Retype all of the listing exactly, passing over any picture you find.
## begin
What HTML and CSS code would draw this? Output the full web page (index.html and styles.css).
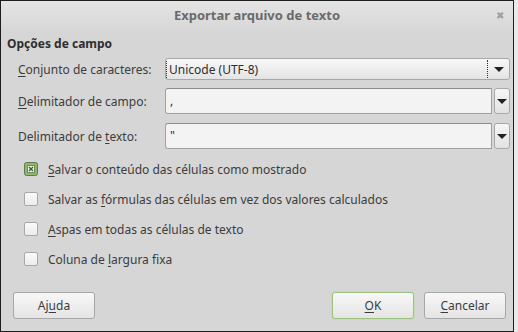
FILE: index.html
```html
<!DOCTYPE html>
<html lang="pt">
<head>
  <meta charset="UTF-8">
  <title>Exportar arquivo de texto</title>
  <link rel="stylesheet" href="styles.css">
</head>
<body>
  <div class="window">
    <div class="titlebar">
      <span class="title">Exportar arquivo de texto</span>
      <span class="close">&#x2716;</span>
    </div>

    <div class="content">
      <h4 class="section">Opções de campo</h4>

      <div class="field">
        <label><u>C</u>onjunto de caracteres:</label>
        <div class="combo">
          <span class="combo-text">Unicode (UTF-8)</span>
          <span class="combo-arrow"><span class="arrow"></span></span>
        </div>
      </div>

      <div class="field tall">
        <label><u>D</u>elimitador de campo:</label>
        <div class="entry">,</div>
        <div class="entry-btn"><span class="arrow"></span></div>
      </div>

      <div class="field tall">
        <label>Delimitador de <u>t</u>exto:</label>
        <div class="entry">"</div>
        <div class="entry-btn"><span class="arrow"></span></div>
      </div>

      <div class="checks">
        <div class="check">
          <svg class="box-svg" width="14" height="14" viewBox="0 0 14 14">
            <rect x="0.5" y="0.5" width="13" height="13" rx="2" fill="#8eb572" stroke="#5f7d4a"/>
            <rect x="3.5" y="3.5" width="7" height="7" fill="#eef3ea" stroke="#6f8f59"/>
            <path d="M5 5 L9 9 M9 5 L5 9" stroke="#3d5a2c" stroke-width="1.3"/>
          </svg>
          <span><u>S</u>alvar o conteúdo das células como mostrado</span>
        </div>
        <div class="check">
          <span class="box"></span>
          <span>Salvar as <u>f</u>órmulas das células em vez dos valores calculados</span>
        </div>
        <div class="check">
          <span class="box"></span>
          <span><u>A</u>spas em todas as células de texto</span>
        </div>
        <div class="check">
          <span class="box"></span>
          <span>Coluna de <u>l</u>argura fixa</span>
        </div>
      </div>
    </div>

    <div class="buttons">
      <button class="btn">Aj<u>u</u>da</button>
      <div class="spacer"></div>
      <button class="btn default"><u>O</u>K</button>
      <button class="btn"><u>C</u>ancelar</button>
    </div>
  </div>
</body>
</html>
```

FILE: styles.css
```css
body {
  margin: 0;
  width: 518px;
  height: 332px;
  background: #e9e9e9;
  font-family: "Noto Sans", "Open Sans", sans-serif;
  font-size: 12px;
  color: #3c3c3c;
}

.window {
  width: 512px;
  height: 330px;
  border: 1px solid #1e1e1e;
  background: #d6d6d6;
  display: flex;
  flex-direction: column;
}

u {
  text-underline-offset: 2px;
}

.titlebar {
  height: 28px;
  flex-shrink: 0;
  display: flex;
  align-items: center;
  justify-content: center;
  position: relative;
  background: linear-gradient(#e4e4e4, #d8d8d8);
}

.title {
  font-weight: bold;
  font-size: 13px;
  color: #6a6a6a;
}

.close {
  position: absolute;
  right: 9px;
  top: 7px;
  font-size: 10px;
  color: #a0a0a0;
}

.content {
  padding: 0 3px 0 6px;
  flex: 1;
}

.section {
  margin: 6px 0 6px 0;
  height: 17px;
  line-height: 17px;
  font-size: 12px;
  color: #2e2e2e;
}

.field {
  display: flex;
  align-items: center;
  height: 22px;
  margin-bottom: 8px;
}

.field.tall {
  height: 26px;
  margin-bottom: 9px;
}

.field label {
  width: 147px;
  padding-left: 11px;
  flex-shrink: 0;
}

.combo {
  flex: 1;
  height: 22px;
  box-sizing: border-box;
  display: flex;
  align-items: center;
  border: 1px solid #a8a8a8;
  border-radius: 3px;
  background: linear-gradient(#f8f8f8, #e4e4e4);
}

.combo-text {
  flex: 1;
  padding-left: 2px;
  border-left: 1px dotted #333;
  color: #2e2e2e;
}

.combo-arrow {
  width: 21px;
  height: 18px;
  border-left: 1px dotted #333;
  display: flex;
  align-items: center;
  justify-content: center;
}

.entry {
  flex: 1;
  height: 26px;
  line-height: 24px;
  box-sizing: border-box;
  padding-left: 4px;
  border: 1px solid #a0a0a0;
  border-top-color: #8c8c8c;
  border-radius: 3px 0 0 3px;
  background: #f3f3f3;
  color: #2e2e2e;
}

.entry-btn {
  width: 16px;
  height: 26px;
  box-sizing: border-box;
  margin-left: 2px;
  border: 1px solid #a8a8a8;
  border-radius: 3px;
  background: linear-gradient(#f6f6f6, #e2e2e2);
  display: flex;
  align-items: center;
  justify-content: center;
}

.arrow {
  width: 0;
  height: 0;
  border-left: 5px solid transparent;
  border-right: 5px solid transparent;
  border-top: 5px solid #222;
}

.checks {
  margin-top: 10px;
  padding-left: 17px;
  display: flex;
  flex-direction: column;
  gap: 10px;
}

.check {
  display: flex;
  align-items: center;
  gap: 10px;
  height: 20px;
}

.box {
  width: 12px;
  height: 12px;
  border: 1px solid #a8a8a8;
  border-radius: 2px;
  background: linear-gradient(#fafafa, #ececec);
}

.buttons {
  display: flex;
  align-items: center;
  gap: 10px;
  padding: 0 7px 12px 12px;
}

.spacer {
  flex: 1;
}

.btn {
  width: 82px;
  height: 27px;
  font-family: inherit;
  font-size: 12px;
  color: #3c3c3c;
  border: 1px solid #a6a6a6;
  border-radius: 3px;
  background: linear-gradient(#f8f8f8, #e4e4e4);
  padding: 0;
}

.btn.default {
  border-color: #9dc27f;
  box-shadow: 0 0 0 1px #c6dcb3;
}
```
## end
» IN RESPONSE:
What HTML and CSS code would draw this? Output the full web page (index.html and styles.css).
FILE: index.html
```html
<!DOCTYPE html>
<html lang="pt">
<head>
  <meta charset="UTF-8">
  <title>Exportar arquivo de texto</title>
  <link rel="stylesheet" href="styles.css">
</head>
<body>
  <div class="window">
    <div class="titlebar">
      <span class="title">Exportar arquivo de texto</span>
      <span class="close">&#x2716;</span>
    </div>

    <div class="content">
      <h4 class="section">Opções de campo</h4>

      <div class="field">
        <label><u>C</u>onjunto de caracteres:</label>
        <div class="combo">
          <span class="combo-text">Unicode (UTF-8)</span>
          <span class="combo-arrow"><span class="arrow"></span></span>
        </div>
      </div>

      <div class="field tall">
        <label><u>D</u>elimitador de campo:</label>
        <div class="entry">,</div>
        <div class="entry-btn"><span class="arrow"></span></div>
      </div>

      <div class="field tall">
        <label>Delimitador de <u>t</u>exto:</label>
        <div class="entry">"</div>
        <div class="entry-btn"><span class="arrow"></span></div>
      </div>

      <div class="checks">
        <div class="check">
          <svg class="box-svg" width="14" height="14" viewBox="0 0 14 14">
            <rect x="0.5" y="0.5" width="13" height="13" rx="2" fill="#8eb572" stroke="#5f7d4a"/>
            <rect x="3.5" y="3.5" width="7" height="7" fill="#eef3ea" stroke="#6f8f59"/>
            <path d="M5 5 L9 9 M9 5 L5 9" stroke="#3d5a2c" stroke-width="1.3"/>
          </svg>
          <span><u>S</u>alvar o conteúdo das células como mostrado</span>
        </div>
        <div class="check">
          <span class="box"></span>
          <span>Salvar as <u>f</u>órmulas das células em vez dos valores calculados</span>
        </div>
        <div class="check">
          <span class="box"></span>
          <span><u>A</u>spas em todas as células de texto</span>
        </div>
        <div class="check">
          <span class="box"></span>
          <span>Coluna de <u>l</u>argura fixa</span>
        </div>
      </div>
    </div>

    <div class="buttons">
      <button class="btn">Aj<u>u</u>da</button>
      <div class="spacer"></div>
      <button class="btn default"><u>O</u>K</button>
      <button class="btn"><u>C</u>ancelar</button>
    </div>
  </div>
</body>
</html>
```

FILE: styles.css
```css
body {
  margin: 0;
  width: 518px;
  height: 332px;
  background: #e9e9e9;
  font-family: "Noto Sans", "Open Sans", sans-serif;
  font-size: 12px;
  color: #3c3c3c;
}

.window {
  width: 512px;
  height: 330px;
  border: 1px solid #1e1e1e;
  background: #d6d6d6;
  display: flex;
  flex-direction: column;
}

u {
  text-underline-offset: 2px;
}

.titlebar {
  height: 28px;
  flex-shrink: 0;
  display: flex;
  align-items: center;
  justify-content: center;
  position: relative;
  background: linear-gradient(#e4e4e4, #d8d8d8);
}

.title {
  font-weight: bold;
  font-size: 13px;
  color: #6a6a6a;
}

.close {
  position: absolute;
  right: 9px;
  top: 7px;
  font-size: 10px;
  color: #a0a0a0;
}

.content {
  padding: 0 3px 0 6px;
  flex: 1;
}

.section {
  margin: 6px 0 6px 0;
  height: 17px;
  line-height: 17px;
  font-size: 12px;
  color: #2e2e2e;
}

.field {
  display: flex;
  align-items: center;
  height: 22px;
  margin-bottom: 8px;
}

.field.tall {
  height: 26px;
  margin-bottom: 9px;
}

.field label {
  width: 147px;
  padding-left: 11px;
  flex-shrink: 0;
}

.combo {
  flex: 1;
  height: 22px;
  box-sizing: border-box;
  display: flex;
  align-items: center;
  border: 1px solid #a8a8a8;
  border-radius: 3px;
  background: linear-gradient(#f8f8f8, #e4e4e4);
}

.combo-text {
  flex: 1;
  padding-left: 2px;
  border-left: 1px dotted #333;
  color: #2e2e2e;
}

.combo-arrow {
  width: 21px;
  height: 18px;
  border-left: 1px dotted #333;
  display: flex;
  align-items: center;
  justify-content: center;
}

.entry {
  flex: 1;
  height: 26px;
  line-height: 24px;
  box-sizing: border-box;
  padding-left: 4px;
  border: 1px solid #a0a0a0;
  border-top-color: #8c8c8c;
  border-radius: 3px 0 0 3px;
  background: #f3f3f3;
  color: #2e2e2e;
}

.entry-btn {
  width: 16px;
  height: 26px;
  box-sizing: border-box;
  margin-left: 2px;
  border: 1px solid #a8a8a8;
  border-radius: 3px;
  background: linear-gradient(#f6f6f6, #e2e2e2);
  display: flex;
  align-items: center;
  justify-content: center;
}

.arrow {
  width: 0;
  height: 0;
  border-left: 5px solid transparent;
  border-right: 5px solid transparent;
  border-top: 5px solid #222;
}

.checks {
  margin-top: 10px;
  padding-left: 17px;
  display: flex;
  flex-direction: column;
  gap: 10px;
}

.check {
  display: flex;
  align-items: center;
  gap: 10px;
  height: 20px;
}

.box {
  width: 12px;
  height: 12px;
  border: 1px solid #a8a8a8;
  border-radius: 2px;
  background: linear-gradient(#fafafa, #ececec);
}

.buttons {
  display: flex;
  align-items: center;
  gap: 10px;
  padding: 0 7px 12px 12px;
}

.spacer {
  flex: 1;
}

.btn {
  width: 82px;
  height: 27px;
  font-family: inherit;
  font-size: 12px;
  color: #3c3c3c;
  border: 1px solid #a6a6a6;
  border-radius: 3px;
  background: linear-gradient(#f8f8f8, #e4e4e4);
  padding: 0;
}

.btn.default {
  border-color: #9dc27f;
  box-shadow: 0 0 0 1px #c6dcb3;
}
```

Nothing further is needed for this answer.